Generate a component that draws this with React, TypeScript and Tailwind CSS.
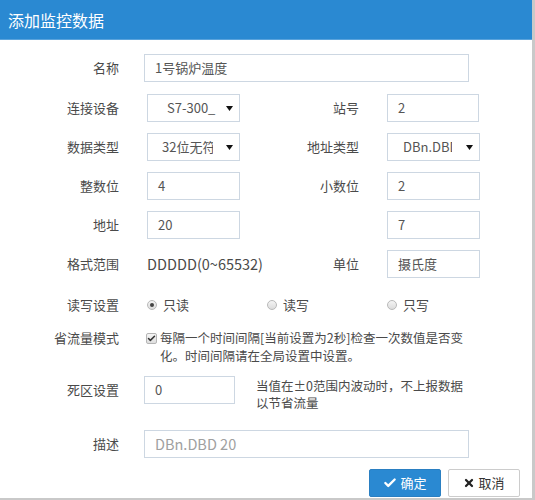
import { Check, X } from 'lucide-react';

const font = { fontFamily: '"Noto Sans CJK SC", "Noto Sans", sans-serif' };

function Label({ children, w = 'w-[119px]' }: { children: React.ReactNode; w?: string }) {
  return <div className={`${w} shrink-0 text-right text-[13px] text-[#4a4a4a]`}>{children}</div>;
}

function Field({ value, w, muted }: { value: string; w: string; muted?: boolean }) {
  return (
    <div
      className={`${w} shrink-0 h-[28px] border border-[#cdd7e2] bg-white flex items-center pl-[10px] ${
        muted ? 'text-[14.5px] text-[#a0a0a0]' : 'text-[13px] text-[#555]'
      }`}
    >
      {value}
    </div>
  );
}

// 下拉框：文字超出宽度时被截断，右侧是小三角
function Select({ value, clip, pl = 'pl-[14px]' }: { value: string; clip: string; pl?: string }) {
  return (
    <div className={`w-[93px] shrink-0 h-[28px] border border-[#cdd7e2] bg-white flex items-center ${pl} pr-[6px] text-[13px] text-[#555]`}>
      <span className={`${clip} shrink-0 overflow-hidden whitespace-nowrap`}>{value}</span>
      <svg className="ml-auto" width="7" height="5" viewBox="0 0 7 5">
        <path d="M0 0h7L3.5 5z" fill="#111" />
      </svg>
    </div>
  );
}

function Radio({ checked, label }: { checked?: boolean; label: string }) {
  return (
    <div className="flex items-center gap-[6px] text-[13px] text-[#4a4a4a]">
      <span className="w-[10px] h-[10px] rounded-full border border-[#b9b9b9] bg-gradient-to-b from-[#f4f4f4] to-[#dcdcdc] flex items-center justify-center">
        {checked && <span className="w-[4px] h-[4px] rounded-full bg-[#444]" />}
      </span>
      {label}
    </div>
  );
}

export default function App() {
  return (
    <div className="w-[535px] h-[500px] bg-[#c9c9c9]" style={font}>
      <div className="w-[532px] h-[498px] bg-white flex flex-col">
        {/* 标题栏 */}
        <div className="h-[40px] bg-[#2a89d2] border-b border-[#5aa3dc] flex items-center pl-[8px] text-[16px] text-white shrink-0">
          添加监控数据
        </div>

        <div className="flex items-center h-[28px] mt-[14px]">
          <Label>名称</Label>
          <div className="ml-[25px]">
            <Field value="1号锅炉温度" w="w-[325px]" />
          </div>
        </div>

        <div className="flex items-center h-[28px] mt-[12px]">
          <Label>连接设备</Label>
          <div className="ml-[28px]">
            <Select value="S7-300_PLC" clip="w-[49px]" pl="pl-[19px]" />
          </div>
          <Label>站号</Label>
          <div className="ml-[28px]">
            <Field value="2" w="w-[92px]" />
          </div>
        </div>

        <div className="flex items-center h-[28px] mt-[11px]">
          <Label>数据类型</Label>
          <div className="ml-[28px]">
            <Select value="32位无符号" clip="w-[51px]" />
          </div>
          <Label>地址类型</Label>
          <div className="ml-[28px]">
            <Select value="DBn.DBD" clip="w-[49px]" pl="pl-[15px]" />
          </div>
        </div>

        <div className="flex items-center h-[28px] mt-[11px]">
          <Label>整数位</Label>
          <div className="ml-[28px]">
            <Field value="4" w="w-[93px]" />
          </div>
          <Label>小数位</Label>
          <div className="ml-[28px]">
            <Field value="2" w="w-[93px]" />
          </div>
        </div>

        <div className="flex items-center h-[28px] mt-[11px]">
          <Label>地址</Label>
          <div className="ml-[28px]">
            <Field value="20" w="w-[93px]" />
          </div>
          <div className="w-[119px] shrink-0" />
          <div className="ml-[28px]">
            <Field value="7" w="w-[93px]" />
          </div>
        </div>

        <div className="flex items-center h-[28px] mt-[11px]">
          <Label>格式范围</Label>
          <div className="ml-[28px] w-[93px] shrink-0 whitespace-nowrap text-[14.5px] text-[#4a4a4a]">DDDDD(0~65532)</div>
          <Label>单位</Label>
          <div className="ml-[28px]">
            <Field value="摄氏度" w="w-[93px]" />
          </div>
        </div>

        <div className="flex items-center h-[20px] mt-[17px]">
          <Label>读写设置</Label>
          <div className="ml-[28px] w-[120px] shrink-0">
            <Radio checked label="只读" />
          </div>
          <div className="w-[120px] shrink-0">
            <Radio label="读写" />
          </div>
          <Radio label="只写" />
        </div>

        <div className="flex items-start mt-[14px]">
          <Label>
            <span className="leading-[18px] block">省流量模式</span>
          </Label>
          <div className="ml-[27px] flex items-start gap-[3px]">
            <span className="mt-[4px] shrink-0 w-[11px] h-[11px] rounded-[2px] border border-[#b5b5b5] bg-gradient-to-b from-[#f6f6f6] to-[#dedede] flex items-center justify-center">
              <Check className="w-[9px] h-[9px] text-[#333]" strokeWidth={4} />
            </span>
            <div className="text-[12.5px] leading-[18px] text-[#4a4a4a] whitespace-nowrap">
              每隔一个时间间隔[当前设置为2秒]检查一次数值是否变
              <br />
              化。时间间隔请在全局设置中设置。
            </div>
          </div>
        </div>

        <div className="flex items-start mt-[11px]">
          <Label>
            <span className="leading-[28px] block">死区设置</span>
          </Label>
          <div className="ml-[25px] shrink-0">
            <Field value="0" w="w-[91px]" />
          </div>
          <div className="ml-[21px] mt-[1px] text-[12.5px] leading-[17px] text-[#4a4a4a] whitespace-nowrap">
            当值在±0范围内波动时，不上报数据
            <br />
            以节省流量
          </div>
        </div>

        <div className="flex items-center h-[28px] mt-[19px]">
          <Label>描述</Label>
          <div className="ml-[25px]">
            <Field value="DBn.DBD 20" w="w-[325px]" muted />
          </div>
        </div>

        <div className="flex justify-end gap-[7px] pr-[12px] mt-[11px]">
          <button className="w-[72px] h-[28px] bg-[#2a89d2] border border-[#2a7fc2] rounded-[2px] flex items-center justify-center gap-[3px] text-[13px] text-white">
            <Check className="w-[14px] h-[14px]" strokeWidth={4} />
            确定
          </button>
          <button className="w-[72px] h-[28px] bg-white border border-[#cccccc] rounded-[2px] flex items-center justify-center gap-[3px] text-[13px] text-[#333]">
            <X className="w-[12px] h-[12px] text-[#222]" strokeWidth={4.5} />
            取消
          </button>
        </div>
      </div>
    </div>
  );
}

____

Write out each line of the data exactly; the images should be left out.

[REPLY]
Generate a component that draws this with React, TypeScript and Tailwind CSS.
import { Check, X } from 'lucide-react';

const font = { fontFamily: '"Noto Sans CJK SC", "Noto Sans", sans-serif' };

function Label({ children, w = 'w-[119px]' }: { children: React.ReactNode; w?: string }) {
  return <div className={`${w} shrink-0 text-right text-[13px] text-[#4a4a4a]`}>{children}</div>;
}

function Field({ value, w, muted }: { value: string; w: string; muted?: boolean }) {
  return (
    <div
      className={`${w} shrink-0 h-[28px] border border-[#cdd7e2] bg-white flex items-center pl-[10px] ${
        muted ? 'text-[14.5px] text-[#a0a0a0]' : 'text-[13px] text-[#555]'
      }`}
    >
      {value}
    </div>
  );
}

// 下拉框：文字超出宽度时被截断，右侧是小三角
function Select({ value, clip, pl = 'pl-[14px]' }: { value: string; clip: string; pl?: string }) {
  return (
    <div className={`w-[93px] shrink-0 h-[28px] border border-[#cdd7e2] bg-white flex items-center ${pl} pr-[6px] text-[13px] text-[#555]`}>
      <span className={`${clip} shrink-0 overflow-hidden whitespace-nowrap`}>{value}</span>
      <svg className="ml-auto" width="7" height="5" viewBox="0 0 7 5">
        <path d="M0 0h7L3.5 5z" fill="#111" />
      </svg>
    </div>
  );
}

function Radio({ checked, label }: { checked?: boolean; label: string }) {
  return (
    <div className="flex items-center gap-[6px] text-[13px] text-[#4a4a4a]">
      <span className="w-[10px] h-[10px] rounded-full border border-[#b9b9b9] bg-gradient-to-b from-[#f4f4f4] to-[#dcdcdc] flex items-center justify-center">
        {checked && <span className="w-[4px] h-[4px] rounded-full bg-[#444]" />}
      </span>
      {label}
    </div>
  );
}

export default function App() {
  return (
    <div className="w-[535px] h-[500px] bg-[#c9c9c9]" style={font}>
      <div className="w-[532px] h-[498px] bg-white flex flex-col">
        {/* 标题栏 */}
        <div className="h-[40px] bg-[#2a89d2] border-b border-[#5aa3dc] flex items-center pl-[8px] text-[16px] text-white shrink-0">
          添加监控数据
        </div>

        <div className="flex items-center h-[28px] mt-[14px]">
          <Label>名称</Label>
          <div className="ml-[25px]">
            <Field value="1号锅炉温度" w="w-[325px]" />
          </div>
        </div>

        <div className="flex items-center h-[28px] mt-[12px]">
          <Label>连接设备</Label>
          <div className="ml-[28px]">
            <Select value="S7-300_PLC" clip="w-[49px]" pl="pl-[19px]" />
          </div>
          <Label>站号</Label>
          <div className="ml-[28px]">
            <Field value="2" w="w-[92px]" />
          </div>
        </div>

        <div className="flex items-center h-[28px] mt-[11px]">
          <Label>数据类型</Label>
          <div className="ml-[28px]">
            <Select value="32位无符号" clip="w-[51px]" />
          </div>
          <Label>地址类型</Label>
          <div className="ml-[28px]">
            <Select value="DBn.DBD" clip="w-[49px]" pl="pl-[15px]" />
          </div>
        </div>

        <div className="flex items-center h-[28px] mt-[11px]">
          <Label>整数位</Label>
          <div className="ml-[28px]">
            <Field value="4" w="w-[93px]" />
          </div>
          <Label>小数位</Label>
          <div className="ml-[28px]">
            <Field value="2" w="w-[93px]" />
          </div>
        </div>

        <div className="flex items-center h-[28px] mt-[11px]">
          <Label>地址</Label>
          <div className="ml-[28px]">
            <Field value="20" w="w-[93px]" />
          </div>
          <div className="w-[119px] shrink-0" />
          <div className="ml-[28px]">
            <Field value="7" w="w-[93px]" />
          </div>
        </div>

        <div className="flex items-center h-[28px] mt-[11px]">
          <Label>格式范围</Label>
          <div className="ml-[28px] w-[93px] shrink-0 whitespace-nowrap text-[14.5px] text-[#4a4a4a]">DDDDD(0~65532)</div>
          <Label>单位</Label>
          <div className="ml-[28px]">
            <Field value="摄氏度" w="w-[93px]" />
          </div>
        </div>

        <div className="flex items-center h-[20px] mt-[17px]">
          <Label>读写设置</Label>
          <div className="ml-[28px] w-[120px] shrink-0">
            <Radio checked label="只读" />
          </div>
          <div className="w-[120px] shrink-0">
            <Radio label="读写" />
          </div>
          <Radio label="只写" />
        </div>

        <div className="flex items-start mt-[14px]">
          <Label>
            <span className="leading-[18px] block">省流量模式</span>
          </Label>
          <div className="ml-[27px] flex items-start gap-[3px]">
            <span className="mt-[4px] shrink-0 w-[11px] h-[11px] rounded-[2px] border border-[#b5b5b5] bg-gradient-to-b from-[#f6f6f6] to-[#dedede] flex items-center justify-center">
              <Check className="w-[9px] h-[9px] text-[#333]" strokeWidth={4} />
            </span>
            <div className="text-[12.5px] leading-[18px] text-[#4a4a4a] whitespace-nowrap">
              每隔一个时间间隔[当前设置为2秒]检查一次数值是否变
              <br />
              化。时间间隔请在全局设置中设置。
            </div>
          </div>
        </div>

        <div className="flex items-start mt-[11px]">
          <Label>
            <span className="leading-[28px] block">死区设置</span>
          </Label>
          <div className="ml-[25px] shrink-0">
            <Field value="0" w="w-[91px]" />
          </div>
          <div className="ml-[21px] mt-[1px] text-[12.5px] leading-[17px] text-[#4a4a4a] whitespace-nowrap">
            当值在±0范围内波动时，不上报数据
            <br />
            以节省流量
          </div>
        </div>

        <div className="flex items-center h-[28px] mt-[19px]">
          <Label>描述</Label>
          <div className="ml-[25px]">
            <Field value="DBn.DBD 20" w="w-[325px]" muted />
          </div>
        </div>

        <div className="flex justify-end gap-[7px] pr-[12px] mt-[11px]">
          <button className="w-[72px] h-[28px] bg-[#2a89d2] border border-[#2a7fc2] rounded-[2px] flex items-center justify-center gap-[3px] text-[13px] text-white">
            <Check className="w-[14px] h-[14px]" strokeWidth={4} />
            确定
          </button>
          <button className="w-[72px] h-[28px] bg-white border border-[#cccccc] rounded-[2px] flex items-center justify-center gap-[3px] text-[13px] text-[#333]">
            <X className="w-[12px] h-[12px] text-[#222]" strokeWidth={4.5} />
            取消
          </button>
        </div>
      </div>
    </div>
  );
}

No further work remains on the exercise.